Overton’s handling was brought to a head this week when 2GB Morning’s host, Ray Hadley criticised the reporter for his story and today’s item in the Telegraph has Negus seething.

60 Minutes has suffered in ratings, formerly attracting well over two million viewers and constantly winning Sunday night’s to now bouncing around the 1.2-1.4 million mark and being beaten by shows such as So You Think You Can Dance (Ten) and Kath & Kim (Seven).

Stories are no longer as ‘cutting-edge’ or investigative as they were, focusing on a lot of documentary pieces and celebrity interviews.

Seven and the ‘Adam Boland Effect’ on their news and current affairs formula has changed the landscape for news programming with Nine stuck in a hybrid somewhere between its old hard news to this info-tainment genre than Seven are using to win over viewers.

When Richard Carlton passed away and occasional reporter Martin left 60 Minutes, so did a lot of experience. ABC trained reporters and stemming back through Jana Wendt, Ellen Fanning, Mike Munro, Jeff McMullen, Jennifer Byrne, Charles Wooley and briefly, Paul Barry.

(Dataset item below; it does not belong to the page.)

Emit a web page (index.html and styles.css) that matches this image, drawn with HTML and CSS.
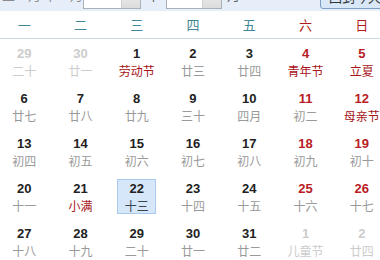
FILE: index.html
```html
<!DOCTYPE html>
<html lang="zh-CN">
<head>
<meta charset="utf-8">
<title>万年历</title>
<link rel="stylesheet" href="styles.css">
</head>
<body>
<div class="calendar">
  <div class="toolbar">
    <span class="tb-text tb-lead">上一月 下一月</span>
    <span class="select year"><span class="sel-val">2013</span><span class="sel-btn"></span></span>
    <span class="tb-text">年</span>
    <span class="select month"><span class="sel-val">5</span><span class="sel-btn"></span></span>
    <span class="tb-text">月</span>
    <span class="today-btn">回到今天</span>
  </div>

  <div class="weekdays">
    <div class="wd">一</div>
    <div class="wd">二</div>
    <div class="wd">三</div>
    <div class="wd">四</div>
    <div class="wd">五</div>
    <div class="wd weekend">六</div>
    <div class="wd weekend">日</div>
  </div>

  <div class="days">
    <div class="day other"><div class="in"><span class="num">29</span><span class="lunar">二十</span></div></div>
    <div class="day other"><div class="in"><span class="num">30</span><span class="lunar">廿一</span></div></div>
    <div class="day"><div class="in"><span class="num">1</span><span class="lunar fest">劳动节</span></div></div>
    <div class="day"><div class="in"><span class="num">2</span><span class="lunar">廿三</span></div></div>
    <div class="day"><div class="in"><span class="num">3</span><span class="lunar">廿四</span></div></div>
    <div class="day weekend"><div class="in"><span class="num">4</span><span class="lunar fest">青年节</span></div></div>
    <div class="day weekend"><div class="in"><span class="num">5</span><span class="lunar fest">立夏</span></div></div>

    <div class="day"><div class="in"><span class="num">6</span><span class="lunar">廿七</span></div></div>
    <div class="day"><div class="in"><span class="num">7</span><span class="lunar">廿八</span></div></div>
    <div class="day"><div class="in"><span class="num">8</span><span class="lunar">廿九</span></div></div>
    <div class="day"><div class="in"><span class="num">9</span><span class="lunar">三十</span></div></div>
    <div class="day"><div class="in"><span class="num">10</span><span class="lunar">四月</span></div></div>
    <div class="day weekend"><div class="in"><span class="num">11</span><span class="lunar">初二</span></div></div>
    <div class="day weekend"><div class="in"><span class="num">12</span><span class="lunar fest">母亲节</span></div></div>

    <div class="day"><div class="in"><span class="num">13</span><span class="lunar">初四</span></div></div>
    <div class="day"><div class="in"><span class="num">14</span><span class="lunar">初五</span></div></div>
    <div class="day"><div class="in"><span class="num">15</span><span class="lunar">初六</span></div></div>
    <div class="day"><div class="in"><span class="num">16</span><span class="lunar">初七</span></div></div>
    <div class="day"><div class="in"><span class="num">17</span><span class="lunar">初八</span></div></div>
    <div class="day weekend"><div class="in"><span class="num">18</span><span class="lunar">初九</span></div></div>
    <div class="day weekend"><div class="in"><span class="num">19</span><span class="lunar">初十</span></div></div>

    <div class="day"><div class="in"><span class="num">20</span><span class="lunar">十一</span></div></div>
    <div class="day"><div class="in"><span class="num">21</span><span class="lunar fest">小满</span></div></div>
    <div class="day selected"><div class="in"><span class="num">22</span><span class="lunar">十三</span></div></div>
    <div class="day"><div class="in"><span class="num">23</span><span class="lunar">十四</span></div></div>
    <div class="day"><div class="in"><span class="num">24</span><span class="lunar">十五</span></div></div>
    <div class="day weekend"><div class="in"><span class="num">25</span><span class="lunar">十六</span></div></div>
    <div class="day weekend"><div class="in"><span class="num">26</span><span class="lunar">十七</span></div></div>

    <div class="day"><div class="in"><span class="num">27</span><span class="lunar">十八</span></div></div>
    <div class="day"><div class="in"><span class="num">28</span><span class="lunar">十九</span></div></div>
    <div class="day"><div class="in"><span class="num">29</span><span class="lunar">二十</span></div></div>
    <div class="day"><div class="in"><span class="num">30</span><span class="lunar">廿一</span></div></div>
    <div class="day"><div class="in"><span class="num">31</span><span class="lunar">廿二</span></div></div>
    <div class="day other"><div class="in"><span class="num">1</span><span class="lunar">儿童节</span></div></div>
    <div class="day other"><div class="in"><span class="num">2</span><span class="lunar">廿四</span></div></div>
  </div>
</div>
</body>
</html>
```

FILE: styles.css
```css
html, body {
  margin: 0;
  padding: 0;
  background: #ffffff;
  overflow: hidden;
}

body {
  font-family: "Liberation Sans", "Noto Sans CJK SC", sans-serif;
  color: #222222;
}

.calendar {
  width: 394px;
  margin-left: -4px;
}

/* top toolbar, mostly cut off by the viewport */
.toolbar {
  box-sizing: border-box;
  height: 34px;
  margin-top: -23px;
  padding-bottom: 2px;
  background: #e6eff9;
  display: flex;
  align-items: flex-end;
  font-size: 13px;
  color: #555555;
  white-space: nowrap;
}

.tb-text {
  line-height: 20px;
  padding-bottom: 4px;
  font-family: "Noto Sans CJK SC", sans-serif;
}

.tb-lead {
  width: 92px;
  padding-left: 6px;
  box-sizing: border-box;
  color: #8a8a8a;
}

.select {
  box-sizing: border-box;
  display: inline-flex;
  height: 24px;
  width: 63px;
  border: 1px solid #a9b0b8;
  background: #ffffff;
}

.select.month {
  margin-left: 7px;
  width: 60px;
}

.year + .tb-text {
  margin-left: 5px;
}

.month + .tb-text {
  margin-left: 5px;
}

.sel-val {
  flex: 1;
  font-size: 13px;
  line-height: 20px;
  padding-left: 5px;
  color: #222222;
}

.sel-btn {
  width: 18px;
  background: linear-gradient(#f4f4f4, #dcdcdc);
  border-left: 1px solid #cfcfcf;
}

.today-btn {
  box-sizing: border-box;
  margin-left: 80px;
  height: 24px;
  padding: 0 8px;
  border: 1px solid #7d9fc3;
  border-radius: 3px;
  background: #d9e8f8;
  font-family: "Noto Sans CJK SC", sans-serif;
  font-size: 13px;
  line-height: 22px;
  color: #333333;
}

/* weekday header */
.weekdays {
  display: grid;
  grid-template-columns: repeat(7, 1fr);
  height: 27px;
  border-bottom: 1px solid #c9d8e2;
  background: #ffffff;
}

.wd {
  text-align: center;
  font-family: "Noto Sans CJK SC", sans-serif;
  font-size: 13px;
  line-height: 27px;
  color: #3f8796;
}

.wd.weekend {
  color: #b01c1c;
}

/* day grid */
.days {
  display: grid;
  grid-template-columns: repeat(7, 1fr);
  grid-auto-rows: 45px;
}

.day {
  padding-top: 5px;
}

.in {
  box-sizing: border-box;
  width: 39px;
  height: 35px;
  margin: 0 auto;
  border: 1px solid transparent;
  text-align: center;
}

.num {
  display: block;
  font-size: 13px;
  font-weight: bold;
  line-height: 17px;
  color: #222222;
}

.lunar {
  display: block;
  font-family: "Noto Sans CJK SC", sans-serif;
  font-size: 12px;
  line-height: 17px;
  color: #9a9a9a;
  white-space: nowrap;
}

.lunar.fest {
  color: #a8141a;
}

.day.weekend .num {
  color: #b81c24;
}

.day.other .num,
.day.other .lunar {
  color: #cccccc;
}

.day.selected .in {
  background: #d7e7fa;
  border-color: #a9c9ee;
}

.day.selected .lunar {
  color: #3a4450;
}
```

These reporters had experience and credibility that made 60 Minutes. Now Overton and Bartlett are still relatively inexperienced with Tara Brown and the experienced Liz Hayes. They are all fine journalists but need another more experienced, accredited reporter to join the team.

Ben Fordham has filed stories for the show before but is still too raw. A name such as Stan Grant who has worked for CNN, ABC, Seven and SBS has credibility and would add some much needed experience to 60 Minutes.

Moreover the program needs to decide where it is placed as either a hard news, cutting edge, investigative-quality news program or a weekend tabloid, current affairs show?

I’m hoping for the first option and I think there is still a place on Australian commercial television for such a show.